42% – increase in number of organizations that are leveraging technology to create new business models and/or revenue streams over the last 18 months

2 – IT transformation beyond technology deployments. DEJ’s research shows some major changes in the role that IT departments are playing, how they are structured and challenges they are looking to address. However, many of the most significant changes are not related to technology deployments. The research identifies four areas – people, organization, data management and processes – where the most true transformational efforts are coming from. Forty-six percent of organizations reported that boundaries and responsibilities between IT and other departments are becoming more blurry, while organizations are increasingly introducing new IT job roles and reporting increases in technology deployments that are driven by non-IT professionals. This is to show that organizations are realizing that the process of transforming the IT to meeting requirements of digital economy requires a holistic approach that goes way above deployments of new technologies and modernization of their infrastructures.

3- Customer becoming a key focal point of IT. The issue of aligning IT with business has been around for a long time and is something that many organizations have struggled with. Over the last 18 months, our research shows that these two sides have finally been able to find a common language – customer-centricity. The research shows a major uptake in the number of organizations that are changing their IT strategies to truly focus on customer and employee experiences. At the same time, business executives are reporting significant changes in customer expectations for engagement and experience. Improving customer experiences and creating a new one is a task that is on top of the list for both business and technology executives and finding the way to work together towards this goal will determine the success of business strategies in 2020.

4 – Power shift – advantage DevOps and engineers. The research shows a major increase in the importance of DevOps for achieving key strategic IT and business goals. This goes beyond just adopting DevOps frameworks and includes an increased awareness as to how organizations should be thinking about creating the business value from the IT, meeting market demands and ensuring optimal performance of digital services.
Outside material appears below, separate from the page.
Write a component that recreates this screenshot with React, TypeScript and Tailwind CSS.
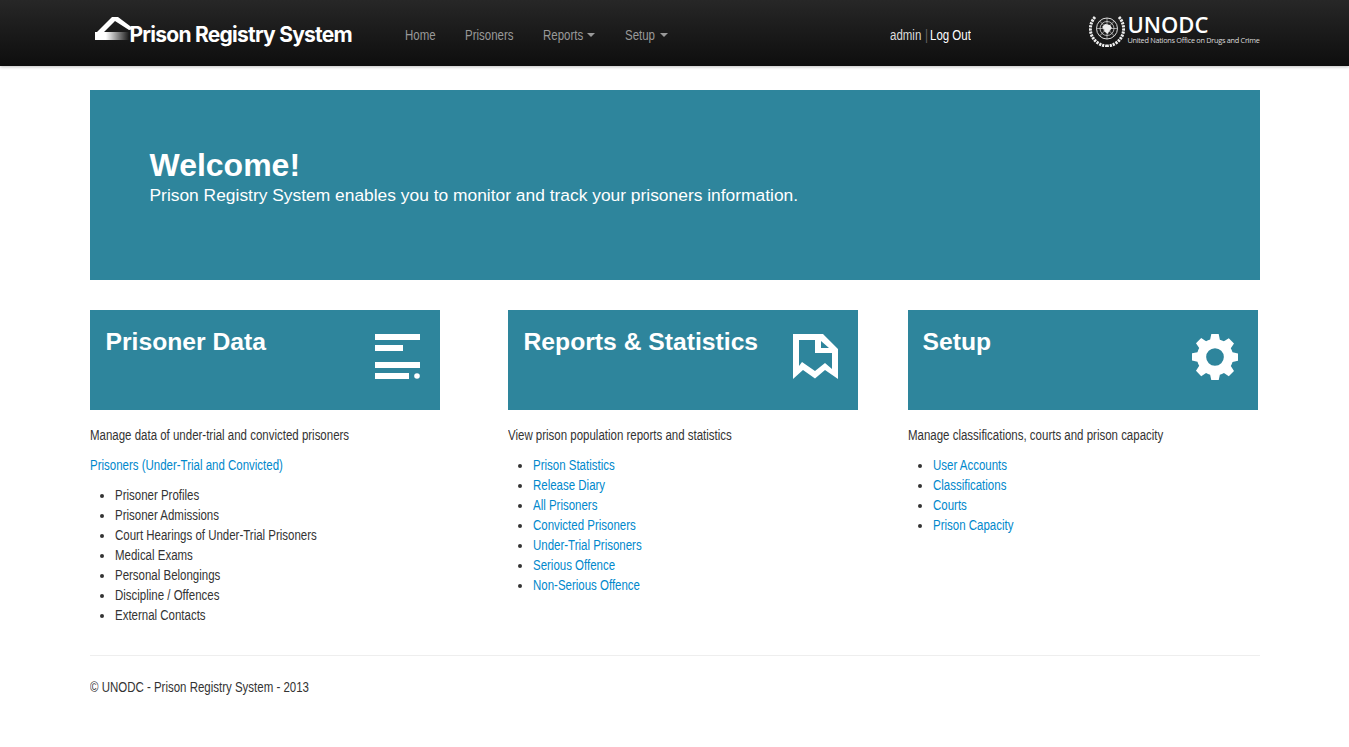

The research also shows that DevOps and SRE are taking over some responsibilities that were traditionally owned by IT operations. The increase in customer expectations is driving organizations to shorten feedback loops and adopt a full-service ownership approach that brings development teams closer to the customer and, as a result, expands their responsibilities and importance in production.

5 – Velocity and pace of change. DEJ’s recent research study “The Roadmap to Becoming a Top Performing Organization in Managing IT Operations” shows that IT teams are dealing with a perfect storm of changes in both their external and internal environments. The research shows that this trend with continue in 2020, with the pace of change accelerating even further. As new technologies are “crossing the chasm” faster than ever and business requirements in digital economy have the need to continuously innovate, organizations are increasingly understanding that succeeding in these new environments means taking forward-thinking approaches when analyzing business and technology landscapes and customer needs.

46% – reported increased expectations to contribute to the business over the last 12 months

6 – Understanding limits of manual work. With the increasing complexity of managing IT environments, organizations are looking to improve productivity and effectiveness of IT staff by improving their skill sets, realigning processes and responsibilities, deploying knowledge management capabilities, adding new hires with domain expertise in emerging technologies, etc. Even though each of these actions results in some improvements, they are not enough to fully address most burning issues. As a result, organizations are increasingly understanding the limits of manual work, which results in a major spike in deploying AI-enabled solutions, automating more of their IT processes, leveraging machine learning capabilities and relaying on advanced analytics and data management concepts. 

34% – increase in the number of organizations reporting that “throwing more people at a problem” is not a viable solution, over the last 12 months

7 – Business taking things into their own hands. As a result of the emergence of TaCA, business executives are becoming more interested in exploring technology markets and identifying solutions that are the best fit for their business goals. The research shows that business professionals are increasingly becoming a part of the processes for evaluating and purchasing technologies and, as a result, value propositions of different solutions are seen more and more through different “lenses”. These executives are expecting technology vendors to help them connect the dots between key value points of different technologies and KPI and outcomes that are most relevant to them.

8 – Increased focus on employee experience. Traditionally, improving employee productivity has been one of the key tasks of IT teams. DEJ’s research shows that over the last 18 months organizations are increasingly realizing that employee experience and engagement is even more important and are becoming one of the key areas of managing the performance of digital services. As DEJ’s recent article reveled, business and IT leaders are understanding that the definition of user experience is changing and goes beyond traditional metrics such as availability and latency and, as a result, are becoming increasingly interested in solutions that provide visibility into a true employee experience.

9 – Speed to the market. Organizations in DEJ’s recent research reported, on average, up to $2.1 million in lost revenue from each month of delay in application releases. The YoY analysis shows that revenue lost due to slow application releases is trending closer to the cost of service outages. As organizations are increasingly using technology as a source of competitive advantage, the ability to ship out better code faster and with less resources required becomes one of the top items on CIOs agendas. As a result, DEJ’s research shows a 65% increase in the number of organizations that are deploying a CI/CD approach over the last 18 months with 59% reporting that these practices are strategically important to their business.

10 – New role of IT Operations. Traditionally, the value proposition of IT operations has been to ensure that IT services are performing at high availability and low latency while reducing operational cost. Over the last 18 months, the research shows an increase in the need for IT operations to create a business value by focusing on ensuring returns from deployments of transformational technologies, managing change and providing real-time insights into customer experiences. Additionally, organizations are increasingly looking to take a single-platform approach that would allow them to correlate data from different domains and perform unified analysis across the entire IT management tools stack.